Some 66% of employees picked an HSA-qualifying health plan when given the choice, according to the Plan Sponsor Council of America survey.

However, the best health insurance plan depends on your family’s expected medical expenses for the upcoming year, experts say. Typically, high-deductible plans have lower premiums but more upfront expenses.

HSAs can look like a ‘health 401(K)’

HSAs have three tax benefits. There’s an upfront deduction on contributions, tax-free growth and tax-free withdrawals for qualified medical expenses.

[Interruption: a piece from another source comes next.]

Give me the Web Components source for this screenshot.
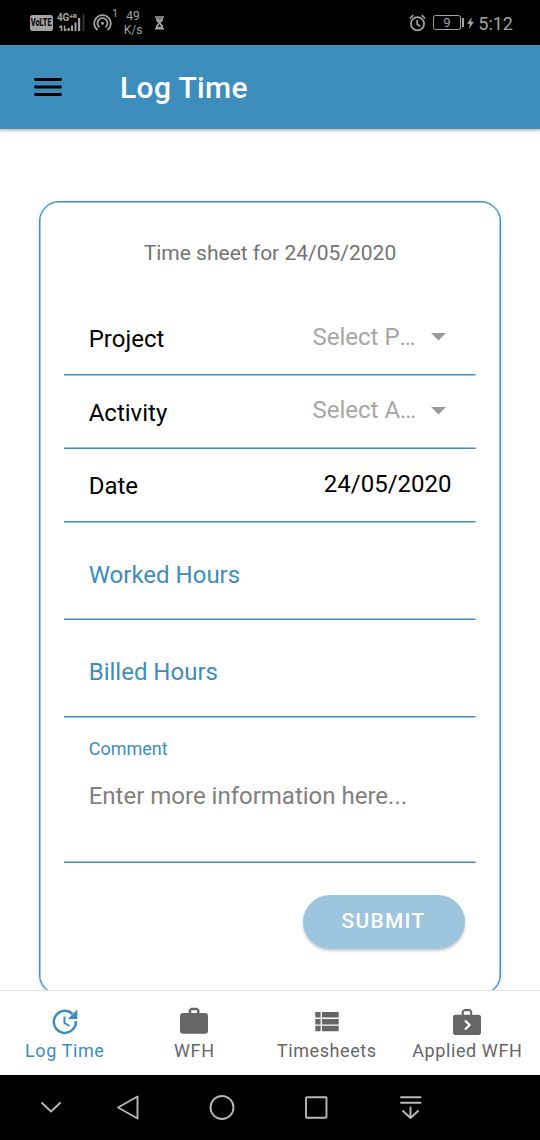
<!DOCTYPE html>
<html lang="en">
<head>
<meta charset="utf-8">
<title>Log Time</title>
<style>
html,body{margin:0;height:100%;background:#fff;overflow:hidden}
body{font-family:Roboto,"Liberation Sans",sans-serif;--brand:#3d8dbd;--soft:#9ac4de;
--upper:linear-gradient(var(--brand) 50%,var(--soft) 50%) bottom/100% 2px no-repeat;
--lower:linear-gradient(var(--soft) 50%,var(--brand) 50%) bottom/100% 2px no-repeat}
</style>
</head>
<body>
<log-app></log-app>
<script>
const define = (name, html) => customElements.define(name, class extends HTMLElement {
  constructor() {
    super();
    const t = document.createElement('template');
    t.innerHTML = html;
    this.attachShadow({mode: 'open'}).append(t.content.cloneNode(true));
  }
});

define('status-bar', `
<style>
:host{display:flex;height:45px;background:#000;color:#a3a3a3;box-sizing:border-box;padding:0 27px 0 30px;align-items:flex-start}
svg{display:block;flex:none}
.volte{box-sizing:border-box;width:23px;height:16px;margin-top:15px;border-radius:2.5px;background:#a3a3a3;color:#111;font:900 10px/16px Roboto;display:flex;justify-content:center}
.volte span{transform:scaleX(.74)}
.net{width:30px;margin:12px 0 0 4px;font:700 10px/11px Roboto;letter-spacing:-.3px;position:relative;white-space:nowrap}
.net svg{position:absolute;left:0;top:0}
.hot{margin:14px 0 0 6px}
.one{font-size:11px;line-height:12px;margin:8px 0 0 0;width:6px}
.rate{width:20px;margin:9px 0 0 5px;font-size:12px;line-height:14px;text-align:center;white-space:nowrap}
.glass{margin:16px 0 0 10.5px}
.sp{flex:1}
.alarm{margin:14px 7px 0 0}
.bat{box-sizing:border-box;width:28px;height:15px;border:1px solid #a3a3a3;border-radius:2.5px;margin-top:15px;font-size:13px;line-height:14px;text-align:center}
.nub{width:2px;height:9px;background:#a3a3a3;margin:18px 0 0 1px}
.bolt{margin:17px 0 0 3px}
.time{font-size:18px;line-height:22px;margin:13px 0 0 4.5px}
</style>
<div class="volte"><span>VoLTE</span></div>
<div class="net">4G⁺ᴿ<svg width="30" height="20" viewBox="0 0 30 20"><path d="M4.500 14v5M2.500 15.500l2-2M7.500 13.500v5M9.500 17l-2 2" stroke="#a3a3a3" stroke-width="1.500" fill="none"/><path d="M10.500 16h2.200v3h-2.200zM14 13.500h2v5.500h-2zM17.500 10.500h2v8.500h-2zM21 6h2.200v13h-2.200z" fill="#a3a3a3"/><path d="M25.500 2v17h2v-17z" fill="#333"/></svg></div>
<svg class="hot" width="19" height="18" viewBox="0 0 19 18" fill="none" stroke="#a3a3a3" stroke-width="1.800"><path d="M4.500 16A8.300 8.300 0 1 1 14.500 16M6.500 13.200A5 5 0 1 1 12.500 13.200"/><circle cx="9.500" cy="9.300" r="1.500" fill="#a3a3a3" stroke="none"/></svg>
<div class="one">1</div>
<div class="rate">49<br>K/s</div>
<svg class="glass" width="11" height="14" viewBox="0 0 11 14"><path d="M1 1h9M1 12.800h9" stroke="#a3a3a3" stroke-width="1.500"/><path d="M2 2h7v2.500L6.500 7 9 9.500V12H2V9.500L4.500 7 2 4.500z" fill="#a3a3a3"/><path d="M3.500 3h4M5.500 8.500l-1.500 2h3z" stroke="#222" stroke-width=".7"/></svg>
<div class="sp"></div>
<svg class="alarm" width="17" height="18" viewBox="0 0 17 18" fill="none" stroke="#a3a3a3" stroke-width="1.700"><circle cx="8.500" cy="9.800" r="6.600"/><path d="M8.200 6v4.200l3 2.200M.8 4.500 4.300 1.200M16.200 4.500l-3.500-3.300"/></svg>
<div class="bat">9</div><div class="nub"></div>
<svg class="bolt" width="7" height="12" viewBox="0 0 7 12"><path d="M5 0 0 6.800h2.800L1.800 12 7 4.800H4z" fill="#a3a3a3"/></svg>
<div class="time">5:12</div>
`);

define('app-header', `
<style>
:host{display:flex;box-sizing:border-box;height:84px;background:var(--brand);padding-left:34px;align-items:center;position:relative;z-index:1;box-shadow:0 2px 1px rgba(0,0,0,.13),0 3px 3px rgba(0,0,0,.07)}
h1{margin:1px 0 0 58px;font-weight:500;font-size:30px;line-height:36px;color:#fff;letter-spacing:.35px}
</style>
<svg width="28" height="20" viewBox="0 0 28 20"><path d="M1.500 2.500h25M1.500 10h25M1.500 17.500h25" stroke="#000" stroke-width="2.800" stroke-linecap="round"/></svg>
<h1><slot></slot></h1>
`);

define('form-row', `
<style>
:host{display:flex;justify-content:space-between;box-sizing:border-box;height:73.5px;background:var(--upper);padding:0 24px 0 24.300px;font-size:24px;line-height:75px;color:#000;white-space:nowrap}
:host([tall]){height:97.5px;line-height:104.5px;color:var(--brand)}
:host([low]){background:var(--lower)}
.v{margin-top:-2.300px}
</style>
<slot></slot><span class="v"><slot name="value"></slot></span>
`);

define('select-value', `
<style>
:host{display:flex;align-items:center;color:#a6a6a6;padding-right:6px}
:host([wide]){font-kerning:none}
.t{width:104px}
svg{margin-left:14px}
</style>
<span class="t"><slot></slot></span><svg width="15" height="8" viewBox="0 0 15 8"><path d="M0 0h15L7.500 7.500z" fill="#999"/></svg>
`);

define('comment-field', `
<style>
:host{display:block;box-sizing:border-box;height:145.5px;background:var(--lower);padding:20px 24.300px 0;color:var(--brand)}
.l{font-size:18px;line-height:22px}
.p{font-size:24px;line-height:30px;margin-top:21px;color:#808080;white-space:nowrap}
</style>
<div class="l"><slot></slot></div><div class="p"><slot name="hint"></slot></div>
`);

define('submit-button', `
<style>
:host{display:block;box-sizing:border-box;width:162px;height:54px;border-radius:27px;background:#9ec5de;box-shadow:0 2px 3px rgba(0,0,0,.2);color:#fff;font-weight:500;font-size:20.800px;line-height:53px;letter-spacing:1.400px;padding-right:1px;text-align:center}
</style><slot></slot>
`);

define('time-card', `
<style>
:host{display:block;box-sizing:border-box;width:462px;height:794px;margin:72px 0 0 39px;border:1px solid var(--brand);border-radius:20px;padding:0 24.500px 0 24.400px;background:#fff;box-shadow:inset 0 0 0 .5px var(--brand),0 1px 4px rgba(61,141,189,.25)}
.t{padding-top:38px;height:62px;font-size:21px;line-height:26px;color:#737373;text-align:center}
submit-button{margin:31.5px 10.5px 0 auto}
</style>
<div class="t">Time sheet for 24/05/2020</div>
<form-row>Project<select-value wide slot="value">Select P…</select-value></form-row>
<form-row low>Activity<select-value slot="value">Select A…</select-value></form-row>
<form-row>Date<span slot="value">24/05/2020</span></form-row>
<form-row tall low>Worked Hours</form-row>
<form-row tall>Billed Hours</form-row>
<comment-field>Comment<span slot="hint">Enter more information here...</span></comment-field>
<submit-button>SUBMIT</submit-button>
`);

define('tab-item', `
<style>
:host{display:flex;flex-direction:column;align-items:center;color:#666;font-size:18px;line-height:22px;letter-spacing:.6px;white-space:nowrap;padding-top:14px}
:host([active]){color:var(--brand)}
.i{height:35px}
.l{padding-left:.6px}
</style><div class="i"><slot name="icon"></slot></div><span class="l"><slot></slot></span>
`);

define('tab-bar', `
<style>
:host{display:grid;grid-template-columns:129px 130px 135px 146px;box-sizing:border-box;height:85px;border-top:1px solid #e6e6e6;background:#fff}
svg{display:block}
</style>
<tab-item active>Log Time<svg slot="icon" width="30" height="32" viewBox="0 0 30 32"><path d="M25.800 16A11 11 0 1 1 22.500 9" fill="none" stroke="currentColor" stroke-width="2.500"/><path d="M27.300 4.500v9.500h-9.500z" fill="currentColor"/><path d="M14.500 11.500v6.500l5 3" fill="none" stroke="currentColor" stroke-width="2"/></svg></tab-item>
<tab-item>WFH<svg slot="icon" width="28" height="32" viewBox="0 0 28 32"><path fill="currentColor" fill-rule="evenodd" d="M11 2.700h6.200l2.300 2.300v3h5.500q3 0 3 3v14.700q0 3-3 3H3q-3 0-3-3V11q0-3 3-3h5.700v-3zM11.200 5.200v2.800h5.800V5.200z"/></svg></tab-item>
<tab-item>Timesheets<svg slot="icon" width="24" height="32" viewBox="0 0 24 32"><path fill="currentColor" d="M.3 7h5.300v5.500H.3zM7 7h16.700v5.500H7zM.3 13.900h5.300v5.500H.3zM7 13.900h16.700v5.500H7zM.3 20.800h5.300v5.500H.3zM7 20.800h16.700v5.500H7z"/></svg></tab-item>
<tab-item>Applied WFH<svg slot="icon" width="28" height="32" viewBox="0 0 28 32"><path fill="currentColor" fill-rule="evenodd" d="M11 4h6.200l2 2.300v3.500h6.300q2.500 0 2.500 2.500v15.200q0 2.500-2.500 2.500H2.500Q0 30 0 27.500V12.300q0-2.500 2.500-2.500H8.700V6.300zM10.800 6.300v3.500h6.300V6.300z"/><path d="M12 15.500l4.500 4.500L12 24.500" fill="none" stroke="#fff" stroke-width="2.200"/></svg></tab-item>
`);

define('nav-bar', `
<style>
:host{display:flex;height:65px;background:#000}
svg{display:block}
</style>
<svg width="540" height="65" viewBox="0 0 540 65" fill="none" stroke="#b8b8b8" stroke-width="1.900" stroke-linecap="round" stroke-linejoin="round"><path d="M42 28l9 8.500 9-8.500M137.500 21.500v22L118 32.500z"/><circle cx="222" cy="32.500" r="11.500"/><rect x="306" y="22.300" width="20.500" height="20.500" rx="1"/><path d="M401 22.200h19.500M401 27.700h19.500M410.500 32.500v10M403 36l7.500 7 7.500-7"/></svg>
`);

define('log-app', `
<style>
:host{display:flex;flex-direction:column;width:540px;height:1140px;overflow:hidden}
main{display:flow-root;flex:1;min-height:0;overflow:hidden;background:#fff}
status-bar,app-header,tab-bar,nav-bar{flex:none}
</style>
<status-bar></status-bar><app-header>Log Time</app-header>
<main><time-card></time-card></main>
<tab-bar></tab-bar><nav-bar></nav-bar>
`);
</script>
</body>
</html>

If you invest it wisely, it can look like a health 401(k).

Ted Jenkin

Founder and CEO of oXYGen Financial

“It’s one way to deal with the inflationary cost of health care,” said Jenkin, who is also a member of CNBC’s Financial Advisor Council. “If you invest it wisely, it can look like a health 401(k).” 

A 65-year-old retiring today can expect to spend an average of $165,000 in health and medical expenses through retirement, up nearly 5% from 2023, according to a Fidelity report released in August.

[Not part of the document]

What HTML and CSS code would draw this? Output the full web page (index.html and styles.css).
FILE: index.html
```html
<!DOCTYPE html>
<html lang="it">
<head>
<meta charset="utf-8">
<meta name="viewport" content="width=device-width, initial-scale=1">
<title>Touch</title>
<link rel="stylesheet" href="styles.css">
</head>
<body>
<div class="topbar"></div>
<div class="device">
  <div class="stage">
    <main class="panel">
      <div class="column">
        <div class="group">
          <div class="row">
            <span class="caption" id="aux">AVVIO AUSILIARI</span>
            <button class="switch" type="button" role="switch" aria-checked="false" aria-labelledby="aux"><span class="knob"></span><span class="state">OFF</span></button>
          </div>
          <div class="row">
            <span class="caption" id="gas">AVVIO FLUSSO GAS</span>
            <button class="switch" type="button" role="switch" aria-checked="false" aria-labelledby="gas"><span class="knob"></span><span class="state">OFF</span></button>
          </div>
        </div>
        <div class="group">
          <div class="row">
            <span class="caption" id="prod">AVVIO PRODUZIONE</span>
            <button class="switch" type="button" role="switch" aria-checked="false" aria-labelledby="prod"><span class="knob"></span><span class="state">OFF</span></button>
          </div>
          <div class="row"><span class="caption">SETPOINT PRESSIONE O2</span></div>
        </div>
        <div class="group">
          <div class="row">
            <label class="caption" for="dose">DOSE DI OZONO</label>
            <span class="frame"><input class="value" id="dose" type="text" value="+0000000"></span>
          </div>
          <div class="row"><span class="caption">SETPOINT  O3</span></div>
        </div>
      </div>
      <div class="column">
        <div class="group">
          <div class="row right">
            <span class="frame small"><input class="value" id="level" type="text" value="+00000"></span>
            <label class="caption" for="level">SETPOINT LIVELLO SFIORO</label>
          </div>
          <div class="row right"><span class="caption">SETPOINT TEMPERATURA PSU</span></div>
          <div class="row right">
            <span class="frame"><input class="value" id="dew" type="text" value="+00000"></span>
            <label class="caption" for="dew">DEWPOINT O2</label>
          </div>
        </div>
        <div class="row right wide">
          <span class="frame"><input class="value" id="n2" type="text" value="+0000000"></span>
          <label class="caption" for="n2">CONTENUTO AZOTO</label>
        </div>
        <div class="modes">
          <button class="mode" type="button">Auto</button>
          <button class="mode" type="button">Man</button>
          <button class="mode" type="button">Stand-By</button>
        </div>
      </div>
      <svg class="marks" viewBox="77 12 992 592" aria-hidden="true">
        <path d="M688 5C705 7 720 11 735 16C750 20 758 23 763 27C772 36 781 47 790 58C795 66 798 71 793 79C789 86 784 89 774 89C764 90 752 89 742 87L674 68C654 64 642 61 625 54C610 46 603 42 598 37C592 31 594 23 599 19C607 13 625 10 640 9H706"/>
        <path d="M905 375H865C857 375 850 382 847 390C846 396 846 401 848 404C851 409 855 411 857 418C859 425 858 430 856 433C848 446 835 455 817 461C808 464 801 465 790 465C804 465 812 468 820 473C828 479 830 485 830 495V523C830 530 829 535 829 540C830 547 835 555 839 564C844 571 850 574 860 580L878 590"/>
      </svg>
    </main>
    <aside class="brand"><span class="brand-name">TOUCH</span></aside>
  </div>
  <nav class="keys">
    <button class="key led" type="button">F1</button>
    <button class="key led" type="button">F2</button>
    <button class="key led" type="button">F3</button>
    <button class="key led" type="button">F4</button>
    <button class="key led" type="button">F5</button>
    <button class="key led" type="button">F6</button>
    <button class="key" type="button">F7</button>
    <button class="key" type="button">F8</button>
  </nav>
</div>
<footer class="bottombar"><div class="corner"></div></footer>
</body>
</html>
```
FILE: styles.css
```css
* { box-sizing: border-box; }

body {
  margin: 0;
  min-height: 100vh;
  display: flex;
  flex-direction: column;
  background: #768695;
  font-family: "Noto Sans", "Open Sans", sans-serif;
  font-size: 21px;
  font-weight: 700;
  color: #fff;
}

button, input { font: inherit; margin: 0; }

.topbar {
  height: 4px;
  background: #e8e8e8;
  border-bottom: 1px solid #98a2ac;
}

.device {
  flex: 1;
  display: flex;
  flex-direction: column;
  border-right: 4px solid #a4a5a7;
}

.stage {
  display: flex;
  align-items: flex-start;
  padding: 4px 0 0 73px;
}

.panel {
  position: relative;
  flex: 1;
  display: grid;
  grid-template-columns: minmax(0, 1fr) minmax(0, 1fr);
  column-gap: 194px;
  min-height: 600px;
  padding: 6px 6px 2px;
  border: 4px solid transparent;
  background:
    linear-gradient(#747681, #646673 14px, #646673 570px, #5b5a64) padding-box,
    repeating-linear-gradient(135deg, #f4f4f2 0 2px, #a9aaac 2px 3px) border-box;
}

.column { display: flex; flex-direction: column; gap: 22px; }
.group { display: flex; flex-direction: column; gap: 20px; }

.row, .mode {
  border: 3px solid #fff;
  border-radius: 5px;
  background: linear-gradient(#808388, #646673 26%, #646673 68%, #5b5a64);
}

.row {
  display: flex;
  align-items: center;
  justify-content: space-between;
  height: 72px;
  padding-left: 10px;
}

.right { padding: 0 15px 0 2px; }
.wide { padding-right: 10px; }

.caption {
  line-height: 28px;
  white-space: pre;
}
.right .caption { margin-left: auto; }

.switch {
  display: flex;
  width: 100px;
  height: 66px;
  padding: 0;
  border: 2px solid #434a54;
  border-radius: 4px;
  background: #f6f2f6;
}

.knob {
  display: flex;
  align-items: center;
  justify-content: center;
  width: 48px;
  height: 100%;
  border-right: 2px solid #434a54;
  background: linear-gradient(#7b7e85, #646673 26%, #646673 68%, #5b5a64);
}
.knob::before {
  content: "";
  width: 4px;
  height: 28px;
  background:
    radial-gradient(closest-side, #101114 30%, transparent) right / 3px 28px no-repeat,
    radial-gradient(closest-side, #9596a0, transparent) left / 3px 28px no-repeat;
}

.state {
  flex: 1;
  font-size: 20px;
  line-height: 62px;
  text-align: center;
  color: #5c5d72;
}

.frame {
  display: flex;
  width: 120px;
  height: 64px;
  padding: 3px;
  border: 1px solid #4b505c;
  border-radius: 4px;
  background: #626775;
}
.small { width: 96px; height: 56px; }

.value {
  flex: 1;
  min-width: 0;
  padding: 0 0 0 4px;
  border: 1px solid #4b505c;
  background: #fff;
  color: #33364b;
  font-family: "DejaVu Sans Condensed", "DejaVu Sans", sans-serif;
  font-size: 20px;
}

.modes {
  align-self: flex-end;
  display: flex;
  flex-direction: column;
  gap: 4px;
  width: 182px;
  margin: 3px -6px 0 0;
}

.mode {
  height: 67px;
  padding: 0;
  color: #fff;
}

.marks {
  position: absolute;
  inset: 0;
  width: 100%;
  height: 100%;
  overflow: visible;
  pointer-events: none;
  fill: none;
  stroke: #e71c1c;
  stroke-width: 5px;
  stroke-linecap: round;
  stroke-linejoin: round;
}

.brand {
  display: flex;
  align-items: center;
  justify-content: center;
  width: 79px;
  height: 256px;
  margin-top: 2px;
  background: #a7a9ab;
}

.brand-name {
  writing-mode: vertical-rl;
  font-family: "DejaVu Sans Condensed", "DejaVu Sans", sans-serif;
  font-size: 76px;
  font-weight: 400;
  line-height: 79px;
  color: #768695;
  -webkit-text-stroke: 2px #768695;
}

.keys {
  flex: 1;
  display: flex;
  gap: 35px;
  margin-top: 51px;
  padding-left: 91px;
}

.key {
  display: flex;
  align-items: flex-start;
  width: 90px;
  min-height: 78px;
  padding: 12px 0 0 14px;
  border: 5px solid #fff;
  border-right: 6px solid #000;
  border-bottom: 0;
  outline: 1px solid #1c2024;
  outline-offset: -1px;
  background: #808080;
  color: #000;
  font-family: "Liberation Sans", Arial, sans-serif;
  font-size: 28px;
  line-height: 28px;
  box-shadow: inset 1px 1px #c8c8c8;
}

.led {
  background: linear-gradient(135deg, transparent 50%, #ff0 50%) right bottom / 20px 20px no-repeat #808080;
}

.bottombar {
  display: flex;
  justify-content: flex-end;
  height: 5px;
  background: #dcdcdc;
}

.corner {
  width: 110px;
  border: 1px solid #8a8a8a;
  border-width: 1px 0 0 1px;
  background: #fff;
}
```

That estimate doesn’t include the cost of long-term care, which can be significantly higher, depending on needs.

Why employees don’t use HSAs for long-term savings

There are a couple of reasons why most employees aren’t investing their HSA balances, according to Hattie Greenan, director of research and communications for the Plan Sponsor Council of America. 

“I think there’s a lot of confusion about HSAs and [flexible spending accounts],” including how they work and how they’re different,” she said.

While both accounts offer tax benefits, your FSA balance typically must be spent yearly, whereas HSA funds can accumulate for multiple years. Plus, your HSA is portable, meaning you can take the balance when changing jobs. 

However, many employees can’t afford to cover medical costs yearly while their HSA balance grows, Greenan said. “Ultimately, most participants still are using that HSA for current health care expenses.”